In 1999, the U.S. Occupational Safety and Health Administration recognized NCCCO certification. "I believe that's the first time we've done that," says H. Berrien Zettler, deputy director of OSHA's Directorate of Construction. "There are many schools that train crane operators but NCCCO is different because it is not a training school and it meets strict criteria established by the National Commission for Certifying Agencies." He likens NCCCO certification to a national driver's license, calling it an established minimum standard. "All other things being equal, an NCCCO certified operator will meet the training requirements for OSHA crane standards," he says.

But certification denoting competence and licensing regulating operators are two different things. Currently, only 11 states and half a dozen cities require some type of licensing and most were imposed within the last four to five years. "NCCCO and the state licensing were all triggered by the high-profile collapse of a tower crane in San Francisco about 12 years ago," says Zettler.

Having a trained operator in the cab clearly can reduce accidents. According to Zettler there were 44 crane-related fatalities investigated by OSHA in 1999, 29 in 2000 and 15 this year. Figures are for closed cases, so the more recent data could rise as cases are resolved, he says.

SELF-CONTAINED Trailer containing simulator can be taken on the road for training. (Photo William J. Angelo for ENR)

Of the fatalities, 45% were "struck-bys," 28% electrocutions, 22% falls and 5% "caught betweens." Almost 40% happened during structural steel erection, pipeline or powerline work and installation of bridges, tunnels and viaducts.

"High-wind stress is still a concern as are powerlines," says Christian Chalupny, president of Morrow Equipment Co., Salem, Ore. Cabs have safety devices, including a wind indicator, but Chalupny says that there is no uniform standard for high-wind operation. Wind played an important role in the collapse of a crane lifting a 400-ton roof truss at Milwaukee's Miller Park in 1999, killing three ironworkers (ENR 7/26/99 p. 12).
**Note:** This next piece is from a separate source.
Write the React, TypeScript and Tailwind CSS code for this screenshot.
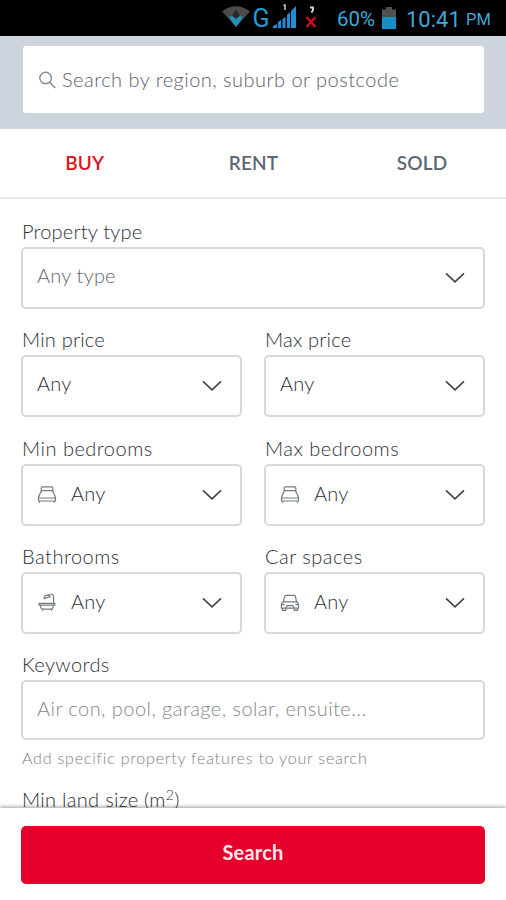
import type { ReactNode } from "react";
import clsx from "clsx";

function BedIcon() {
  return (
    <svg width="20" height="20" viewBox="0 0 20 20" fill="none" stroke="#737c83" strokeWidth="1.2">
      <path d="M4.200 7V3c0-.7.4-1.100 1-1.100h9.600c.6 0 1 .4 1 1.100v4M4.200 5.600h11.600" />
      <path d="M4.200 6.600C3 8.400 1.800 10.600 1.500 13v3h17v-3c-.3-2.400-1.500-4.600-2.700-6.400M1.500 13h17" />
      <path d="M2.600 16v1.800M17.400 16v1.800" />
    </svg>
  );
}

function BathIcon() {
  return (
    <svg width="20" height="20" viewBox="0 0 20 20" fill="none" stroke="#737c83" strokeWidth="1.2">
      <path d="M2 10.400h15.800v1.800H2zM3.400 12.200c.2 2.800 1.200 4 3 4h7c1.800 0 2.800-1.200 3-4" />
      <path d="M5.400 16v1.800M14.600 16v1.800M16.600 10.400V4c0-1.900-1.100-3-2.600-3-1.400 0-2.500.5-3.200 1.300" />
      <path d="M7.200 5.600c-.2-2 1.300-3.400 3.200-3.400 1.200 0 2.200.5 2.700 1.400z" />
    </svg>
  );
}

function CarIcon() {
  return (
    <svg width="20" height="20" viewBox="0 0 20 20" fill="none" stroke="#737c83" strokeWidth="1.2">
      <path d="M3.400 8.800 4.500 3.900c.3-1.100.9-1.600 1.900-1.600h7.200c1 0 1.600.5 1.900 1.600l1.100 4.900z" />
      <path d="M3.400 8.800C2 9.600 1.400 10.600 1.400 12v3.200h17.200V12c0-1.400-.6-2.400-2-3.200" />
      <path d="M2.400 15.200v2.200h3.400v-2.200M14.200 15.200v2.200h3.400v-2.200M6 15l1-2.400h6l1 2.400M1.600 11.600h3M15.400 11.600h3" />
    </svg>
  );
}

function Chevron() {
  return (
    <svg width="20" height="12" viewBox="0 0 20 12" fill="none" stroke="#3f4347" strokeWidth="1.6">
      <path d="M1 1.400 10 9.800l9-8.400" />
    </svg>
  );
}

const labelClass = "h-[30px] pl-px text-[20px] leading-[28px] font-light text-[#2b3035]";

interface FieldProps {
  label: string;
  value: string;
  icon?: ReactNode;
  muted?: boolean;
}

function SelectField({ label, value, icon, muted }: FieldProps) {
  return (
    <div>
      <div className={clsx(labelClass, icon ? "tracking-[0.500px]" : "tracking-[0.200px]")}>{label}</div>
      <button
        className={clsx(
          "flex h-[62px] w-full items-center rounded-[5px] border-2 border-[#d6d9da] bg-white pr-[18px] pl-[14px] text-left text-[20px] font-light tracking-[0.200px]",
          muted ? "text-[#62696f]" : "text-[#2b3035]",
        )}
      >
        {icon && <span className="mr-[14px] h-5 w-5">{icon}</span>}
        <span className={clsx("flex-1", icon ? "pb-1" : "pb-[7px]")}>{value}</span>
        <Chevron />
      </button>
    </div>
  );
}

function StatusBar() {
  return (
    <div className="flex h-9 items-center bg-black pl-[222px] font-[Roboto] text-[#3fa9d5]">
      <svg width="98" height="36" viewBox="0 0 98 36">
        <path d="M0 11.500Q13.500 1 28 11.500L14 27z" fill="#4b4b4b" />
        <path d="M14 9l4 7-4 4-4-4z" fill="#26292b" />
        <path d="M7 17l3.500-1 3.500 3 3.500-3 3.500 1-7 10z" fill="#2590b9" />
        <text x="30.500" y="26.500" fontSize="25" fill="#2799d8">G</text>
        <path d="M51 28v-2l4-2v4zM56 28v-6l3-2v8zM60.500 28v-9l3-2v11zM65 28V15l3-3v16zM69 28V11l5-5v22z" fill="#1d8fd8" />
        <path d="M61.500 5.500l1.500-.5v5" fill="none" stroke="#ccc" strokeWidth="1.500" />
        <path d="M79.500 17l9 10M88.500 17l-9 10" transform="translate(5)" stroke="#c6131b" strokeWidth="2.400" />
        <path d="M88 7.500h3v2.500l-1.500 2.500" fill="none" stroke="#ddd" strokeWidth="1.800" />
      </svg>
      <span className="ml-[17px] w-[45px] pt-0.5 text-[20.500px]">60%</span>
      <svg width="14" height="22" viewBox="0 0 14 22">
        <path d="M0 2.500h4V0h6v2.500h4V22H0z" fill="#505050" />
        <path d="M0 10h14v12H0z" fill="#1590c7" />
      </svg>
      <span className="ml-[10px] w-[60px] pt-0.5 text-[22px]">10:41</span>
      <span className="pt-[5px] text-[16.500px]">PM</span>
    </div>
  );
}

const tabs = ["BUY", "RENT", "SOLD"];

export default function App() {
  return (
    <div className="flex h-[900px] w-[506px] flex-col overflow-hidden bg-white font-[Lato,sans-serif]">
      <StatusBar />
      <header className="h-[93px] bg-[#ced4de] pt-[10px] pr-[22px] pl-[23px]">
        <div className="flex h-[67px] items-center rounded-[3px] bg-white pl-4 text-[20px] font-light tracking-[0.480px] text-[#5c626a]">
          <svg width="17" height="18" viewBox="0 0 17 18" fill="none" stroke="#858a92" strokeWidth="1.4">
            <circle cx="6.600" cy="7" r="5.800" />
            <path d="M10.800 11.300 16.200 17" />
          </svg>
          <span className="ml-[6px] pb-0.5">Search by region, suburb or postcode</span>
        </div>
      </header>
      <nav className="grid h-[70px] grid-cols-3 border-b-2 border-[#e6e7e8]">
        {tabs.map((tab) => (
          <button
            key={tab}
            className={clsx(
              "pl-px text-[19px] font-semibold tracking-[0.200px]",
              tab === "BUY" ? "text-[#e2101d]" : "text-[#5d6671]",
            )}
          >
            {tab}
          </button>
        ))}
      </nav>
      <main className="h-[609px] px-[21px] pt-[18px]">
        <SelectField label="Property type" value="Any type" muted />
        <div className="mt-[16px] grid grid-cols-2 gap-x-[22px] gap-y-[16.500px]">
          <SelectField label="Min price" value="Any" />
          <SelectField label="Max price" value="Any" />
          <SelectField label="Min bedrooms" value="Any" icon={<BedIcon />} />
          <SelectField label="Max bedrooms" value="Any" icon={<BedIcon />} />
          <SelectField label="Bathrooms" value="Any" icon={<BathIcon />} />
          <SelectField label="Car spaces" value="Any" icon={<CarIcon />} />
        </div>
        <div className={clsx(labelClass, "mt-[16px] tracking-[0.400px]")}>Keywords</div>
        <div className="flex h-[60px] items-center rounded-[5px] border-2 border-[#d6d9da] pb-[5px] pl-[14px] text-[20px] font-light tracking-[0.450px] text-[#85888a]">
          Air con, pool, garage, solar, ensuite...
        </div>
        <div className="h-[36px] pl-px text-[16px] leading-[35px] font-light tracking-[0.800px] text-[#7d8082]">
          Add specific property features to your search
        </div>
        <div className={clsx(labelClass, "mt-[9px] tracking-[0.300px]")}>
          Min land size (m<sup className="text-[14px]">2</sup>)
        </div>
      </main>
      <footer className="relative h-[92px] bg-white px-[21px] pt-[18px] shadow-[0_-1px_4px_rgba(0,0,0,0.4)]">
        <button className="h-[58px] w-full rounded-[5px] bg-[#e4002b] pb-1.5 text-[20px] font-bold tracking-[0.200px] text-[#ffe9ec]">
          Search
        </button>
      </footer>
    </div>
  );
}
"The days of the old nubby-handed operator are gone," says Brown. Today, apprentices can use crane simulators as part of their multiyear, 4,500-hours training. "First you have to crawl by hitting the books, then you learn to walk on the simulators and finally you can run with the real thing," he says.
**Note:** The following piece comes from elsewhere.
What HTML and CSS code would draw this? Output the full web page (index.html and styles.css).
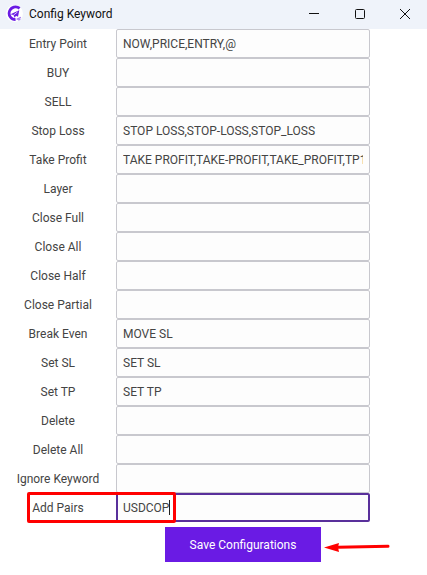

About 25 simulators are being used in training nationwide and that number is expected to grow. One $118,000 machine is at the Engineers Training Center in Canton, Mass., donated by IUOE Local 4. "Everything is self-contained so we can operate 12 months of the year," says William D. Mooney, center coordinator. "We're getting ready to take it all over New England for training."
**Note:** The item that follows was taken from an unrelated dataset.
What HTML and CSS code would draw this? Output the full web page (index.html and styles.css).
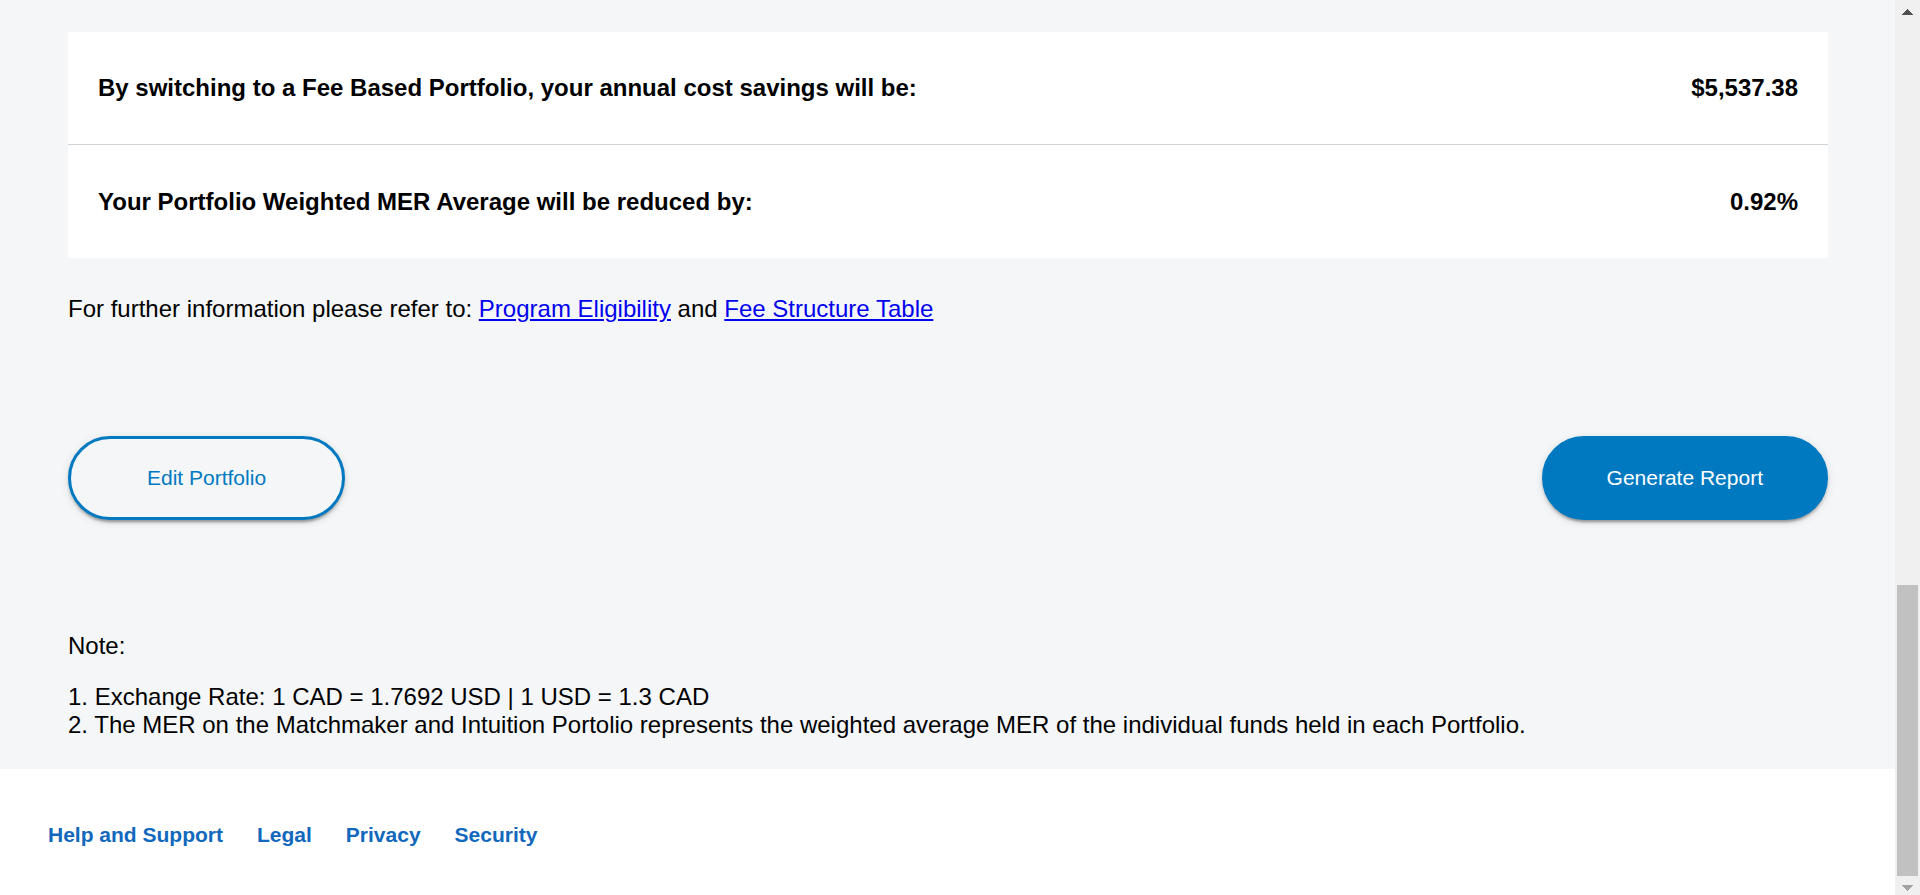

The simulator was built by KQ Corp., Salt Lake City, based on gear and engineering support from Manitowoc Cranes Inc., Manitowoc, Wis. "We started building a crane simulator about four years ago for the U.S. Army," says Clyde M. Stauffer IV, KQ vice president. "Then we took that technology and brought it into the commercial market about two years ago and it really took off."

The simulator mimics a 250-ton Manitowoc lattice- boom crawler crane and has scenarios such as lifting and placing bridge sections, palletized loads and various sling assemblies.

Mounted inside a trailer is an instructor's module that programs the lift situations. In front of the module are the seat and controls. The action is projected onto a screen in front of the trailer.

"The machine came with about six scenarios and I have installed an additional 40 to meet our training needs," says William J. LaFlamme, the center's equipment superintendent. "This is a big addition to our program because of the one-on-one relationship between instructor and student and the multitude of realistic situations you can run through. Safety-wise it would be hard to duplicate in the field."

PLAY BALL Bucket test is one of five. (Photo by William J. Angelo for ENR)

The joy-stick action in the simulator is a fairly honest duplication of field action. Once trainees finish, they move outside to handle different cranes, including an 82-ton short-stick lattice-boom friction machine.

Manitowoc purchased a KQ simulator for technician and operator training. It trains 400 operators a year. "The cockpit orientation is its strongest value," says Joseph W. Birkbeck, III, Manitowoc training coordinator. "But some response times, particularly raising the boom, are slow." Many trainees have friction rig experience and they sometimes have trouble moving to computer-controlled machines. "In friction rigs, they can feel the linkage and oil passing through the valves," he says. "They lose that in the electronic machines, but younger operators raised on video games adapt readily."

Birkbeck is beginning to incorporate site safety planning in his simulator training and Manitowoc is considering establishing a NCCCO preparatory course. "OSHA could adopt this model as a nationwide requirement," says Birkbeck. "Manufacturers are reluctant to certify operators because it assumes liability."

For NCCCO certification, operators take five tests that include picking the overhaul ball from one ring and placing it in another, following hand signals, placing the ball inside a 55-gal drum and moving a load through a zigzag course. After successful completion of that and a written test, operators are certified to operate up to four pieces of equipment. But the certification is not a license. "New Jersey is trying to utilize the NCCCO exam to replace their long-boom license test," says Brown. "Northern California is also trying to get it as a certified test and we hope others do."